As for Eddie’s arguments that Brooke had failed to offer sufficient corroboration, the court said:
¶18. Eddie asserts that Brooke’s testimony lacked corroborating evidence. But the testimony of Jean, Erhart, and Eddie himself corroborated the vast majority of Brooke’s allegations. We have held that a claimant’s corroborating evidence “need not be sufficient in itself to establish the ground, but rather, need only provide enough supporting facts for a court to conclude the [claimant’s] testimony is true.” Williams v. Williams, 224 So. 3d 1282, 1287 (¶15) (Miss. Ct. App. 2017). In this case, the chancellor was provided more than enough testimony and evidence to corroborate Brooke’s testimony.

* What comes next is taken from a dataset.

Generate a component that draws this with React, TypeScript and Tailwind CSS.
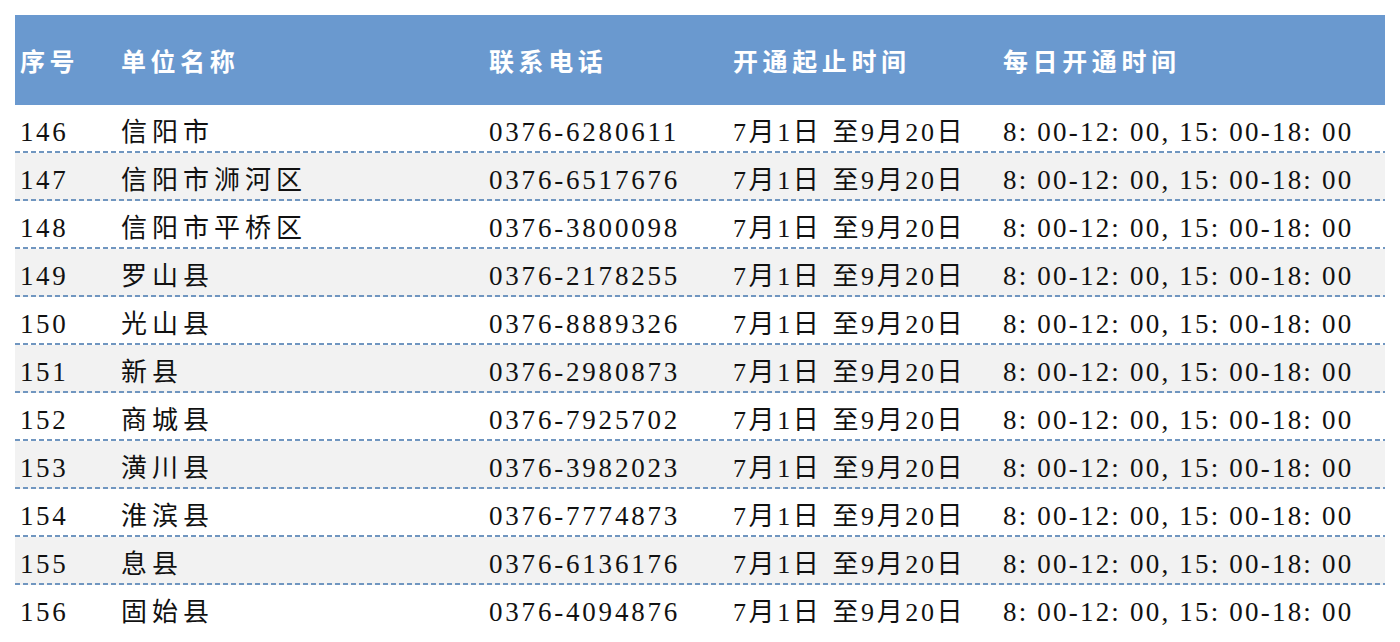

And finally, with regard to the sufficiency of the evidence, the court said:
¶19. Eddie also argues that the evidence provided at trial was insufficient to prove habitual cruel and inhuman treatment by a preponderance of the evidence. As the trier of fact, the chancellor “evaluates the sufficiency of proof based on the credibility of the witnesses and the weight of their testimony.” Rawson v. Buta, 609 So. 2d 426, 431 (Miss. 1992). Divorces based upon habitual cruel and inhuman treatment are necessarily fact-intensive and require a case-by-case analysis. James Shelson, Mississippi Chancery Practice § 38:5 (2019). The chancellor must dually focus on both the alleged conduct of the offending spouse as well as the impact of that conduct on the complaining spouse and the marriage. Heimert v. Heimert, 101 So. 3d 181, 184 (¶8) (Miss. Ct. App. 2012). Upon review, we “must employ a subjective standard,” rather than an ordinary, reasonable person standard, understanding that the impact of the conduct on the complaining spouse is crucial. Harmon v. Harmon, 141 So. 3d 37, 42 (¶16) (Miss. Ct. App. 2014) (citing Faries v. Faries, 607 So. 2d 1204, 1209 (Miss. 1992)).
¶20. Eddie correctly argues that a more extreme set of facts is required than a showing of “mere unkindness, rudeness, and incompatibility.” Reed v. Reed, 839 So. 2d 565, 570 (¶19) (Miss. Ct. App. 2003). But “our supreme court has specifically noted that ‘[t]here are many kinds of acts such as wilful failure to support, verbal abuse, neglect, and the like which, if taken alone will not constitute cruelty, but when taken together will manifest a course of conduct as a whole which may amount to cruelty.’” Rakestraw v. Rakestraw, 717 So. 2d 1284, 1288 (Miss. Ct. App. 1998) (citing Savell v. Savell, 240 So.2d 628, 629 (Miss.1970)). Also, abusive conduct that is routine and continuous suffices to meet the requisite burden. Lomax v. Lomax, 172 So. 3d 1258, 1261 (¶6) (Miss. Ct. App. 2016); see also Burnett v. Burnett, 271 So. 2d 90, 92 (Miss. 1972) (The “conduct must be habitual, that is, done so often, or continued so long, that its recurrence may be reasonably expected whenever occasion or opportunity present itself.”). For example, in Harmon, the offending spouse’s conduct included continuous sexual degradation, cursing and yelling, jealousy and constant accusations of infidelity, irrationality, and habitual name-calling. Harmon, 141 So. 3d. at 40 (¶¶5-11). Because the cumulative effect of the offending spouse’s behavior constituted cruelty, we upheld the chancellor’s judgment of divorce. Id. at 42 (¶17).